Posted By Michael Brooks, January 27, 2017



Although Canada is a small nation in economic terms relative to the U.S., Europe and Asia, it has a sophisticated and mature real estate market. By mature we mean that the dominant players in the Canadian commercial real estate market are not wealthy families as one might find in some developing nations, but publicly traded corporations, pension funds, life insurance companies, real estate investment trusts (REITs) and other pools of professionally managed capital. To be sure, there are still many wealthy individuals and families invested deeply in real estate throughout Canada, but many have also sold their assets to a public entity, or taken their company public so as to allow further growth through access to public capital markets.

Data on the size of the commercial real estate market (as opposed to the institutional grade market) in Canada, and therefore Canada as a percentage of the global commercial real estate market, sourced from within Canada, is annoyingly difficult to come by without using a top-down approach. Statistics Canada does not keep nor seek out particular data on the size or value of the commercial real estate market generally. The Canada Mortgage and Housing Corporation (CMHC) has reasonably good data on the apartment sector only. Aggregating broker market-area reports from major urban centers would be a start, but might not cover enough of the Canadian market to be useful. However, larger institutional investors tend to focus on larger markets such as the six or eight largest cities in
Canada; others may focus regionally or have a suburban strategy.

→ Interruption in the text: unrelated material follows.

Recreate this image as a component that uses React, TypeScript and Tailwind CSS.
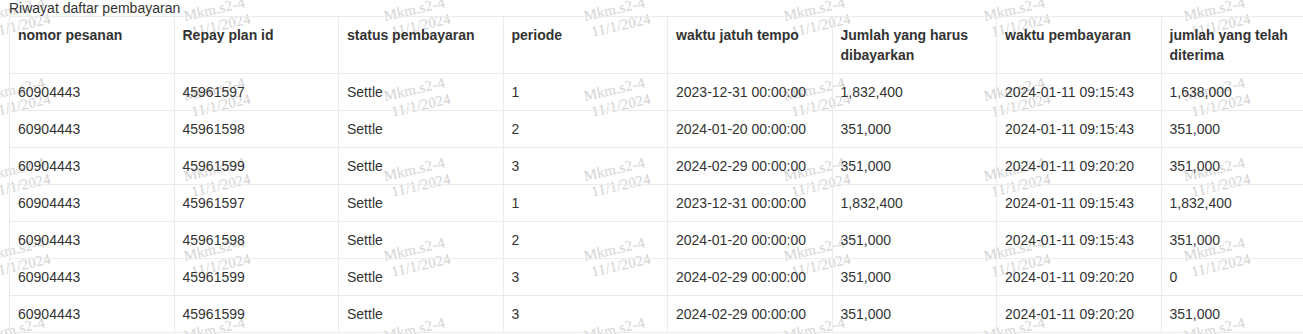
type PaymentRow = {
  orderNo: string;
  repayPlanId: string;
  status: string;
  period: string;
  dueAt: string;
  amountDue: string;
  paidAt: string;
  amountReceived: string;
};

const columns = [
  'nomor pesanan',
  'Repay plan id',
  'status pembayaran',
  'periode',
  'waktu jatuh tempo',
  'Jumlah yang harus dibayarkan',
  'waktu pembayaran',
  'jumlah yang telah diterima',
];

const rows: PaymentRow[] = [
  { orderNo: '60904443', repayPlanId: '45961597', status: 'Settle', period: '1', dueAt: '2023-12-31 00:00:00', amountDue: '1,832,400', paidAt: '2024-01-11 09:15:43', amountReceived: '1,638,000' },
  { orderNo: '60904443', repayPlanId: '45961598', status: 'Settle', period: '2', dueAt: '2024-01-20 00:00:00', amountDue: '351,000', paidAt: '2024-01-11 09:15:43', amountReceived: '351,000' },
  { orderNo: '60904443', repayPlanId: '45961599', status: 'Settle', period: '3', dueAt: '2024-02-29 00:00:00', amountDue: '351,000', paidAt: '2024-01-11 09:20:20', amountReceived: '351,000' },
  { orderNo: '60904443', repayPlanId: '45961597', status: 'Settle', period: '1', dueAt: '2023-12-31 00:00:00', amountDue: '1,832,400', paidAt: '2024-01-11 09:15:43', amountReceived: '1,832,400' },
  { orderNo: '60904443', repayPlanId: '45961598', status: 'Settle', period: '2', dueAt: '2024-01-20 00:00:00', amountDue: '351,000', paidAt: '2024-01-11 09:15:43', amountReceived: '351,000' },
  { orderNo: '60904443', repayPlanId: '45961599', status: 'Settle', period: '3', dueAt: '2024-02-29 00:00:00', amountDue: '351,000', paidAt: '2024-01-11 09:20:20', amountReceived: '0' },
  { orderNo: '60904443', repayPlanId: '45961599', status: 'Settle', period: '3', dueAt: '2024-02-29 00:00:00', amountDue: '351,000', paidAt: '2024-01-11 09:20:20', amountReceived: '351,000' },
];

// watermark tiles: 7 across, 5 down, sits under the table text
const marks = Array.from({ length: 35 }, (_, i) => i);

function Watermark() {
  return (
    <div className="pointer-events-none absolute left-[-84px] top-[-22px] grid grid-cols-[repeat(7,200px)] auto-rows-[80px]">
      {marks.map((i) => (
        <div key={i} className="flex items-center justify-center">
          <div className="rotate-[-13deg] text-center font-['Liberation_Serif',serif] text-[15px] leading-[17px] text-[#d2d2d2]">
            <div>Mkm.s2-4</div>
            <div className="pl-[6px]">11/1/2024</div>
          </div>
        </div>
      ))}
    </div>
  );
}

export default function App() {
  return (
    <div className="relative h-[334px] w-[1303px] overflow-hidden bg-white px-[9px] font-['Liberation_Sans',Arial,sans-serif] text-[14px] text-[#333]">
      <Watermark />

      <div className="relative h-[16px] leading-[16px]">Riwayat daftar pembayaran</div>

      <table className="relative w-[1317px] table-fixed border-collapse">
        <thead>
          <tr>
            {columns.map((c) => (
              <th key={c} className="border border-[#ebebeb] p-2 text-left align-top font-bold leading-5">
                {c}
              </th>
            ))}
          </tr>
        </thead>
        <tbody>
          {rows.map((r, idx) => (
            <tr key={idx}>
              {[r.orderNo, r.repayPlanId, r.status, r.period, r.dueAt, r.amountDue, r.paidAt, r.amountReceived].map((v, j) => (
                <td key={j} className="border border-[#ebebeb] p-2 leading-5">
                  {v}
                </td>
              ))}
            </tr>
          ))}
        </tbody>
      </table>
    </div>
  );
}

Knowing the size of the market based on reliable data would enable investors to better understand market share and more precisely manage over-investment and under-investment in a given market. |

Commercial real estate is a large part of the Canadian economy. REALPAC commissioned a report in 2012 that conservatively suggested the Canadian commercial real estate sector produces:


• over $60 billion in annual economic activity

• approximately 340,000 jobs

• $7.2 billion in personal and corporate income tax revenue annually

• $18.1 billion in earned income annually.

Construction taken together with real estate is likely one of the two or three biggest industries in Canada.


The Canadian commercial real estate market is large to Canadians but small in relation to the global market. With US$784 billion of institutional grade real estate, there is much to choose from in Canada. On the other hand, Apple Inc. had a market capitalization of US$735 billion as at June 2015. If Canada’s institutional grade real estate market is 1/10 the size of the U.S. institutional-grade real estate market, Canada’s market size should be US$2.6 trillion.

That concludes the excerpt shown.